SELECT (SAMPLE(?s) AS ?an_s) ?p ?o WHERE { ?s ?p ?o  } LIMIT 10

I would have expected the above to return 10 lines, but only a single line for each ?s with the first ?p and ?o to go with each ?s.

I’m hoping that this is a bug and not the intended implementation of SAMPLE, otherwise it’s utterly useless. Why bother if it’s semantically the same as LIMIT 1… turns out I didn’t RTFM, so GROUP BY….

It seems I was missing adding a GROUP BY to my examples.

Lat & Long & Lat & Long

When we were overhauling the way I create data for buildings in data.southampton, I accidentally left in the old lat & long list as well as the new one. The meant that some buildings had two lats and two longs. When I asked for a list of buildings with their lat and long, I got four results per building as it gave every possible variant. So if a building had the following data:

building59 rdfs:label "My Building" ;
  geo:lat "0.100" ; geo:long "0.200" ;
  geo:lat "0.101" ; geo:long "0.202" ;

The results of

SELECT ?label ?lat ?long WHERE { ?b a Building; geo:lat ?lat; geo:long ?long }

end up multiplying it out

?label      | ?lat  | ?long |
My Building | 0.100 | 0.200 |
My Building | 0.101 | 0.200 |
My Building | 0.100 | 0.202 |
My Building | 0.101 | 0.202 |

All of which are, of course, true, but it’s not really what I wanted. The new SAMPLE feature will limit a field to only one result.

SELECT ?label (SAMPLE(?lat) AS ?a_lat) (SAMPLE(?long) AS ?a_long)
WHERE { ?b a Building; geo:lat ?lat; geo:long ?long }
GROUP BY ?b

What I’m hoping is that it’s one sample per the other fields, not one sample from all the rows returned. So that there will still be one valid ?lat for each building row returned.

Bad URIs

A bigger cock up I made recently was generating URIs for our phonebook by hashing the email address of the person. That seemed to work fine, but I didn’t notice some people didn’t have an email address so all ended up with the same URI. This resulted in one URI having many (nearly 100) given names, family names, names and phone numbers. So if you just request all people with their given name, family name and phone number, then this one rouge URI (generated from an empty (“”) email address) has 100 of each, which returns every variation which is 100 x 100 x 100 which is a million rows which isn’t very helpful. I know that someone working with the data was getting out-of-memory problems!

Would SAMPLE fix this? Yes.

Isn’t that masking an error? Well, yes, but I’m a Perl programmer at heart. It’s more important to have a system which is working than a system that you let keep breaking to spot issues. Build a better way to spot issues that doesn’t inconvenience the users!

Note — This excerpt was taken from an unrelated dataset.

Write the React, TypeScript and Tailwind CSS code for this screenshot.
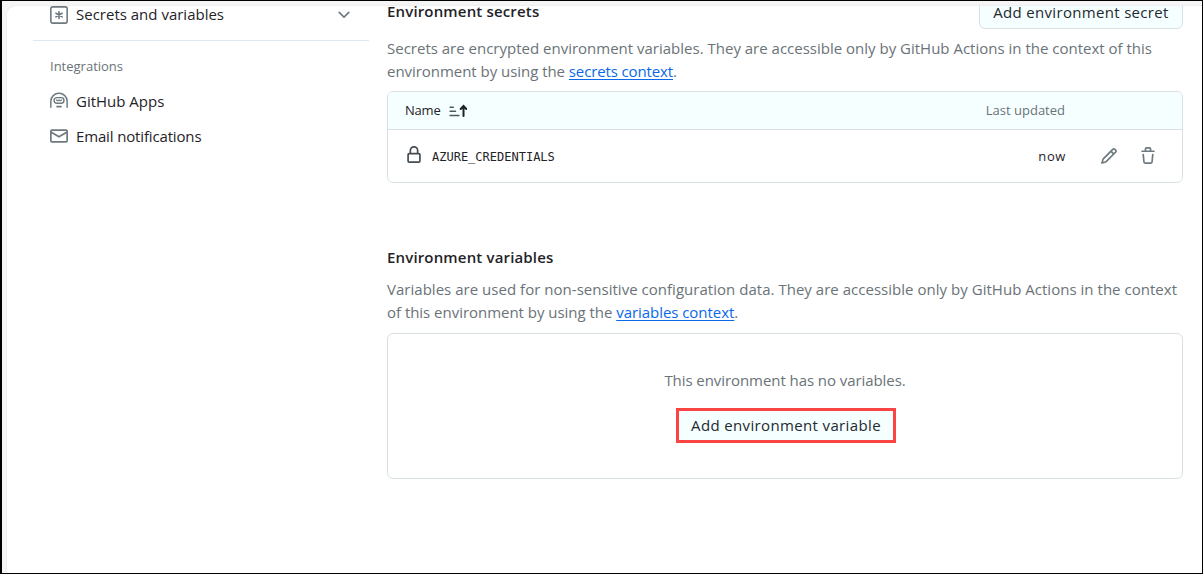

If the query had been for (SAMPLE(?given) AS ?a_given ) (SAMPLE(?family) as ?a_family) {….} GROUP BY ?person then it would still have had one weird record, but the day-to-day operation wouldn’t have broken. It would have taken longer to fix the problem, but the system wouldn’t have been overloaded and breaky while we were unaware of the problem.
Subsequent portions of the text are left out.